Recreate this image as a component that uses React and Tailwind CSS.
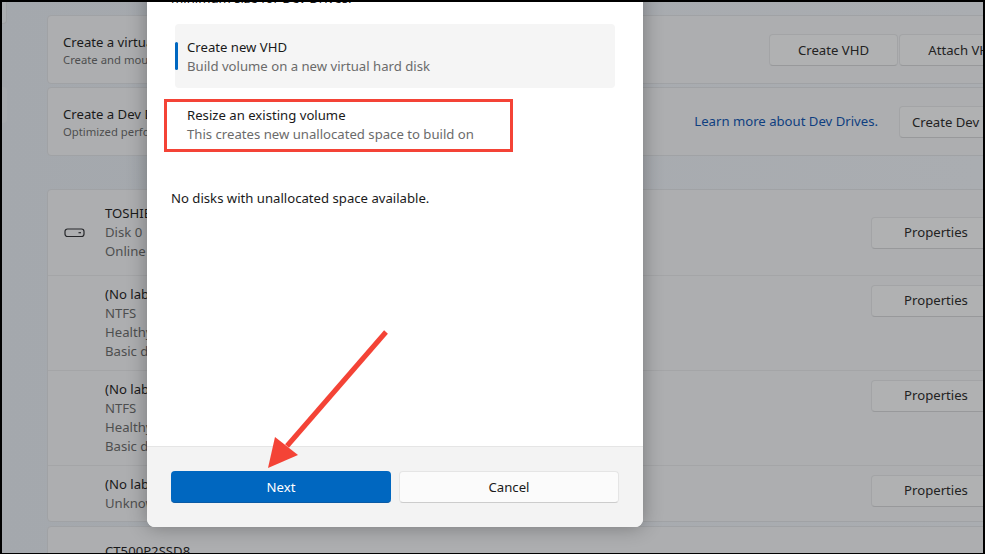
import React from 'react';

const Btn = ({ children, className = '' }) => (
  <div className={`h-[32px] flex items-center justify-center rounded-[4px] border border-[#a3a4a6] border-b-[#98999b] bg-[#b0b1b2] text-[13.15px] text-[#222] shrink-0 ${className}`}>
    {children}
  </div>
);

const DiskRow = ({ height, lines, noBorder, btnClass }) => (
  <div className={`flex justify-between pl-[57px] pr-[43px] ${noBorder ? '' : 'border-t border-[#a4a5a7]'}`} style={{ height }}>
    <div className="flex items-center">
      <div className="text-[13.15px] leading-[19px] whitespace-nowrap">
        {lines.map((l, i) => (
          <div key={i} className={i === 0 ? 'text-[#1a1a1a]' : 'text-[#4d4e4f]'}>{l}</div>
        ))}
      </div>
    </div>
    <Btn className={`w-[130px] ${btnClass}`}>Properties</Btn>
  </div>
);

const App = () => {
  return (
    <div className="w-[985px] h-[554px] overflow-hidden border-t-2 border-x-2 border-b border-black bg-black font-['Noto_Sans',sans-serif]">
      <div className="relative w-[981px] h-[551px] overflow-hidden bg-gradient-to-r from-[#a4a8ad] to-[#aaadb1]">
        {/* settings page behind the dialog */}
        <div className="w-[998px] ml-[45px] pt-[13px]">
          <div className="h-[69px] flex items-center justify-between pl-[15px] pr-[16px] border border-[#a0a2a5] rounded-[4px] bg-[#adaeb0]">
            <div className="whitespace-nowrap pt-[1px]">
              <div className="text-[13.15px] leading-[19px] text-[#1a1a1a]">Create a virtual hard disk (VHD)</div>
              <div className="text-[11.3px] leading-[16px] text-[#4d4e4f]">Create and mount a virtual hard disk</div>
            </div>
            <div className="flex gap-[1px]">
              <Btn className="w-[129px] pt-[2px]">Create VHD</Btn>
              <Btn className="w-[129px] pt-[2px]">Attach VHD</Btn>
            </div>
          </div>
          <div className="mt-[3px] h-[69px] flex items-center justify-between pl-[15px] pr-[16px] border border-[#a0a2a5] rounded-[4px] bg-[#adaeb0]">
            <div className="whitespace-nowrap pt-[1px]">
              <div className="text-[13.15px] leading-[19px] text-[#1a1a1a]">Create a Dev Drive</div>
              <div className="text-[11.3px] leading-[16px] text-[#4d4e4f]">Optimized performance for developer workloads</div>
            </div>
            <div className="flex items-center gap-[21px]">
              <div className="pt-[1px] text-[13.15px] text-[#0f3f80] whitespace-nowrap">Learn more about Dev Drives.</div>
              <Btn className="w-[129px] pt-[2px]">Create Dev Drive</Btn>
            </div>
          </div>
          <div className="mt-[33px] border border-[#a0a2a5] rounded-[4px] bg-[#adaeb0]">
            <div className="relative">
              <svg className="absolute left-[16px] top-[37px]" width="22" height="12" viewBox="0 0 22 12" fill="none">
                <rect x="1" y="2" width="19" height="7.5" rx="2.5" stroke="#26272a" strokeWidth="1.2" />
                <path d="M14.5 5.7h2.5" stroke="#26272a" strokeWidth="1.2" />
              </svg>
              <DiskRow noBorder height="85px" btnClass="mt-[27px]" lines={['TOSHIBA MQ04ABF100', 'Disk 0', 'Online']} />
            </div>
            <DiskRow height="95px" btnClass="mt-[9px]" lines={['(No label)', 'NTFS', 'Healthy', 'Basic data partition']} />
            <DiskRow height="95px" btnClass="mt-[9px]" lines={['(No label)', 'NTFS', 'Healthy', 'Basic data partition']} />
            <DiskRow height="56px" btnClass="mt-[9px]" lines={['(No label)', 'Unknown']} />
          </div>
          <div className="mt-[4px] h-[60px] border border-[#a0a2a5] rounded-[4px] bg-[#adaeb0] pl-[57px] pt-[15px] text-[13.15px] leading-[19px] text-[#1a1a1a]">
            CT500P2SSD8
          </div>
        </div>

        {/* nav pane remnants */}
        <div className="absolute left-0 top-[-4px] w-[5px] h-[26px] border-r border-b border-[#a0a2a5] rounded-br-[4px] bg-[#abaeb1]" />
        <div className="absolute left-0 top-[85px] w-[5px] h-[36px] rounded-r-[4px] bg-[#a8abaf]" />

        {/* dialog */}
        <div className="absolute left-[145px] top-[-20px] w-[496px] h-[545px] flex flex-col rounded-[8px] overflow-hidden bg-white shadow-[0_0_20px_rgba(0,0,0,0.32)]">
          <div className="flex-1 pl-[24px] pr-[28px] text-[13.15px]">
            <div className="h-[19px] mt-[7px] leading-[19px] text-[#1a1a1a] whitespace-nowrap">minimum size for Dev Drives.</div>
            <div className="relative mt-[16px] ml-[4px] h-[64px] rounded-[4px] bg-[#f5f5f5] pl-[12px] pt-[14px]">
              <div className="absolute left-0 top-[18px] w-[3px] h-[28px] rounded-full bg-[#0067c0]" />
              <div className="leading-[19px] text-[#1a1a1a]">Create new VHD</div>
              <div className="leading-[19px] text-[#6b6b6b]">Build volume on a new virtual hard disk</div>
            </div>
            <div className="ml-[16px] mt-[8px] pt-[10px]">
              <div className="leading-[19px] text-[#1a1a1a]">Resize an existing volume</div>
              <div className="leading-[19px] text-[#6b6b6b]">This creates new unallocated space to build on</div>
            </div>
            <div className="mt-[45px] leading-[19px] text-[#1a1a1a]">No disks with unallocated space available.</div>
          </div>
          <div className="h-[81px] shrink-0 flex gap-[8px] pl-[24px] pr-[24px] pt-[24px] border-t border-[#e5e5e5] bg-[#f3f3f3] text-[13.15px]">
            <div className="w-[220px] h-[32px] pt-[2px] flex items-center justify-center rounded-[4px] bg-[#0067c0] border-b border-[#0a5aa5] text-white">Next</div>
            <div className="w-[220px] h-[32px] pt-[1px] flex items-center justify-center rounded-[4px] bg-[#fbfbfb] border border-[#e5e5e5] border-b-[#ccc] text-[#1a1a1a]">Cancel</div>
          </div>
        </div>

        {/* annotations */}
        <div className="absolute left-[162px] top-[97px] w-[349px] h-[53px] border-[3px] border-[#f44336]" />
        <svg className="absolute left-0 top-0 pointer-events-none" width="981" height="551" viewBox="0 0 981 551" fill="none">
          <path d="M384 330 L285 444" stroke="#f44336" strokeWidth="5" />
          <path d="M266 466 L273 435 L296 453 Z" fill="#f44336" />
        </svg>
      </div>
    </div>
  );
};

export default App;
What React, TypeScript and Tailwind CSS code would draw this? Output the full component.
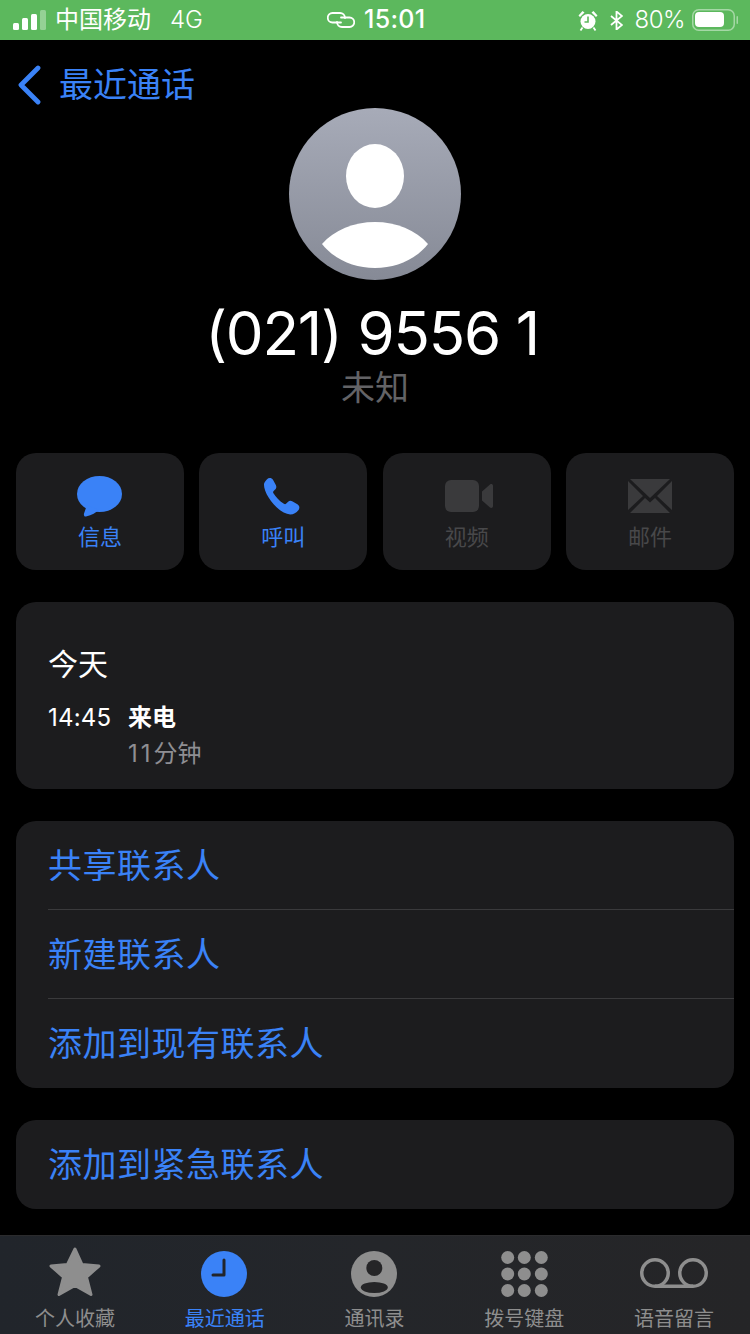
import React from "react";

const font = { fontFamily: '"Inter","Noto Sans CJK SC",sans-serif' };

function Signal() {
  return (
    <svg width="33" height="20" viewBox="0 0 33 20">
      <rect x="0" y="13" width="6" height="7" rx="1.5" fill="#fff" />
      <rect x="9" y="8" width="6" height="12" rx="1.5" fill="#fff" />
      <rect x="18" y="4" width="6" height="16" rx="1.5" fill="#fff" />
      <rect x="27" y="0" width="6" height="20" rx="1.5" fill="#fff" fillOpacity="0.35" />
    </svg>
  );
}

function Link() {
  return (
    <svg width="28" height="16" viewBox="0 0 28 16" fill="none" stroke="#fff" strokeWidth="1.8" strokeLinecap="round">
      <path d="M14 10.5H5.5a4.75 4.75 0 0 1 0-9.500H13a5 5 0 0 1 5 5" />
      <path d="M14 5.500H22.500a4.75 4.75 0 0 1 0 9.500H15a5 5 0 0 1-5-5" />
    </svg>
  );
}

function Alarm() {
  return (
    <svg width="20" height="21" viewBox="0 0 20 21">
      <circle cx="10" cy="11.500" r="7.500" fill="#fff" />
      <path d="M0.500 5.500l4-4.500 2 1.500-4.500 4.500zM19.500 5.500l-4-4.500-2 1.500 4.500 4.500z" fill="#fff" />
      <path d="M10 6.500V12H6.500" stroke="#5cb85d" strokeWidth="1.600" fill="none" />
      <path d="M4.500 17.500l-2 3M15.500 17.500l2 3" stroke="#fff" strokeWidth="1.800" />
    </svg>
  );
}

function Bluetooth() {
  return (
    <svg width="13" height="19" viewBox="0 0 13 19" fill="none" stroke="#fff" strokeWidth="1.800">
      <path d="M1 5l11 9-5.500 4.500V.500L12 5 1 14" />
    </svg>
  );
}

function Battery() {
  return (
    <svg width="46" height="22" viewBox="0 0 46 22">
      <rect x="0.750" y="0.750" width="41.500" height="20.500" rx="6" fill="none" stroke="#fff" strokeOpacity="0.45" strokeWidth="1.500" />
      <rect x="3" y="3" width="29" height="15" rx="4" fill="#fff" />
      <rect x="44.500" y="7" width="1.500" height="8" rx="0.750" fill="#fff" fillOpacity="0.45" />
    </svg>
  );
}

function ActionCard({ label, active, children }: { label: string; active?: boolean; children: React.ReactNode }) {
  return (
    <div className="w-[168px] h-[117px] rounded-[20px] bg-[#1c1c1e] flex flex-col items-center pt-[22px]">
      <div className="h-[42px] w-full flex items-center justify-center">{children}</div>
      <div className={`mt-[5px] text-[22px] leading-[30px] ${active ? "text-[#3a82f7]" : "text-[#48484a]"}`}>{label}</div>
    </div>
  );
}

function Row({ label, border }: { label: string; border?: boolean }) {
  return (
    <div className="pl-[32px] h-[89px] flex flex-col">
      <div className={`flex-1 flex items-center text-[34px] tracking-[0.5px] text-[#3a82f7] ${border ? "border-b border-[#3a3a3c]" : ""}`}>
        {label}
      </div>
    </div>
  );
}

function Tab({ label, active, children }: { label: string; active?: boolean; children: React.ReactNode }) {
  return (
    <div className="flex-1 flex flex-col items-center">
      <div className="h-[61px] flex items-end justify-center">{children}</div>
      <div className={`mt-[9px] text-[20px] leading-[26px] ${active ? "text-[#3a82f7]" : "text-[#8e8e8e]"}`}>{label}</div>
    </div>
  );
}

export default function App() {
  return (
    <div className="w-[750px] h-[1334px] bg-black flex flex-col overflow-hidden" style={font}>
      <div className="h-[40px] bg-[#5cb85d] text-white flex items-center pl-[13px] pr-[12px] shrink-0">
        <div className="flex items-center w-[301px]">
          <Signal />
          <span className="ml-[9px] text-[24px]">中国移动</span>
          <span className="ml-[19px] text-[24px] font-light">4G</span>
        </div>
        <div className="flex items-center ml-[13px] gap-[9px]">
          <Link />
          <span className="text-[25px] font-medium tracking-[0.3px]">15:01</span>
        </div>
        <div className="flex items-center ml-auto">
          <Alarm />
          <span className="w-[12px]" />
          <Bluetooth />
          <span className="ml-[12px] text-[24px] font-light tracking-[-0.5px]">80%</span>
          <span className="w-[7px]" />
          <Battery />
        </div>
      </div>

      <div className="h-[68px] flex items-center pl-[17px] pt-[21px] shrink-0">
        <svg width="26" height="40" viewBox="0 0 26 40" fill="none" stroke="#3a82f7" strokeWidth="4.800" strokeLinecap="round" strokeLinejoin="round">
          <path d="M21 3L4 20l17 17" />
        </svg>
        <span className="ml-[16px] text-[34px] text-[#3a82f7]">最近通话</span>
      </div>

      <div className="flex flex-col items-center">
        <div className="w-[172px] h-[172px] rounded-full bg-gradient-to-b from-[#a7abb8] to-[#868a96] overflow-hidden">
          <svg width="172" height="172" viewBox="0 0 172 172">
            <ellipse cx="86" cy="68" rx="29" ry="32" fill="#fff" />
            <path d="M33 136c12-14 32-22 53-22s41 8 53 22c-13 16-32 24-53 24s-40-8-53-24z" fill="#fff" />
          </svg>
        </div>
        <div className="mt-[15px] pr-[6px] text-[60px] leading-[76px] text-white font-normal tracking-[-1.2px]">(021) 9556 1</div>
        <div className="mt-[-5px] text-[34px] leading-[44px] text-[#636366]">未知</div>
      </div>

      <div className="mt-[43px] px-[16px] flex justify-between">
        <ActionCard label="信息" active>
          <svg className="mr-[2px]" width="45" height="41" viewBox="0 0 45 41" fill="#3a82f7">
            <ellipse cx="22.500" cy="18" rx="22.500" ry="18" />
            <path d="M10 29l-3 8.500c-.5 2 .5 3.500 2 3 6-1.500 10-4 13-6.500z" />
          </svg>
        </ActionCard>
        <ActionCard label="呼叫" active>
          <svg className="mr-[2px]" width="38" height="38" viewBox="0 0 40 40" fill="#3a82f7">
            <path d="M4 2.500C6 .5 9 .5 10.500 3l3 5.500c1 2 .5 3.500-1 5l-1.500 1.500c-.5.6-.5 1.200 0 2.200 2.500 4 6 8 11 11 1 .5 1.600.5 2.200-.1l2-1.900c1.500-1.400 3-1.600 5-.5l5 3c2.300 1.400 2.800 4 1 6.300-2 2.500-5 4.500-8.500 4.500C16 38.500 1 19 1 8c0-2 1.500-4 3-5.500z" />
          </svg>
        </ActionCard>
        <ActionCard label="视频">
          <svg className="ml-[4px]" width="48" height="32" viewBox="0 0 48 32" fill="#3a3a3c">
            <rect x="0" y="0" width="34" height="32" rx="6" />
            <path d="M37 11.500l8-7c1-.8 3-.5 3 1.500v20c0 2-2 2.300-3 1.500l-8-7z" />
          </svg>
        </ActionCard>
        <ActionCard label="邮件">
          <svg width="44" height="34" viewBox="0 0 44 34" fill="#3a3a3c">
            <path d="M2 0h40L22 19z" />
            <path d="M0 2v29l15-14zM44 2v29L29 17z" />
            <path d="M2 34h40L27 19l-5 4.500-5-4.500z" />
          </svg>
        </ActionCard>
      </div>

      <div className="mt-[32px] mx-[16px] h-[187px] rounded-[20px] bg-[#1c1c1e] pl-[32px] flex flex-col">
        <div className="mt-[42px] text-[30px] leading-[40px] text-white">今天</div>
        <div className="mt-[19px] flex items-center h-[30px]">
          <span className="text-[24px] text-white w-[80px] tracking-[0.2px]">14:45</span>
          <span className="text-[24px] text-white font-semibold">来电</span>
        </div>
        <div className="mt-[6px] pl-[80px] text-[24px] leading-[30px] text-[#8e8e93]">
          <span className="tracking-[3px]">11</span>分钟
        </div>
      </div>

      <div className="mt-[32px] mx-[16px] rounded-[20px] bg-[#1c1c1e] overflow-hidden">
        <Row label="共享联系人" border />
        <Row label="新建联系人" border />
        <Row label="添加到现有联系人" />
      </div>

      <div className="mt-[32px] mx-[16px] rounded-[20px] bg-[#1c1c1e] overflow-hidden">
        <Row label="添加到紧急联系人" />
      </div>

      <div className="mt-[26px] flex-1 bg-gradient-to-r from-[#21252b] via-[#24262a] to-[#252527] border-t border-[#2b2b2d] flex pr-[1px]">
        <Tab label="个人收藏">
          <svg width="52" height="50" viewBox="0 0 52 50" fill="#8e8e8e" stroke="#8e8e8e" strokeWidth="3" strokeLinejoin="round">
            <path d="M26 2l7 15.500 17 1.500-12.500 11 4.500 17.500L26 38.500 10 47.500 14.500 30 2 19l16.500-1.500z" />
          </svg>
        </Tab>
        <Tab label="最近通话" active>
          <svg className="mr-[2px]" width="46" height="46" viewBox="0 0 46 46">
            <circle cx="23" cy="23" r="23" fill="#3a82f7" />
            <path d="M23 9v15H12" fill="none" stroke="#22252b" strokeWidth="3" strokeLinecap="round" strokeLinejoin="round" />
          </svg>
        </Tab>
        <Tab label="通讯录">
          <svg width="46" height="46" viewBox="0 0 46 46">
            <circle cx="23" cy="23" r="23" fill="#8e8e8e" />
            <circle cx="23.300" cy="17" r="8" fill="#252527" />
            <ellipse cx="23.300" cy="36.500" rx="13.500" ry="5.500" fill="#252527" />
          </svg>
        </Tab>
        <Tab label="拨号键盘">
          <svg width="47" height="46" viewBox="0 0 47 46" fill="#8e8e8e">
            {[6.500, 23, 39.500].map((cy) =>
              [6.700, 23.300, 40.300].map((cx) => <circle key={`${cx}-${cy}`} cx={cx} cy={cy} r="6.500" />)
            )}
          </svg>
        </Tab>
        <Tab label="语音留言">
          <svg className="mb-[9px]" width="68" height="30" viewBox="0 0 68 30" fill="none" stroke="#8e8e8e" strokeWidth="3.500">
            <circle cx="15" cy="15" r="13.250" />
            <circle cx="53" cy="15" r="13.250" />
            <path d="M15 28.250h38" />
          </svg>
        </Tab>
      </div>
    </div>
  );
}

> Short problem: Indicate how many lines of the material include the word "React"; the number alone is required.

> The answer: 6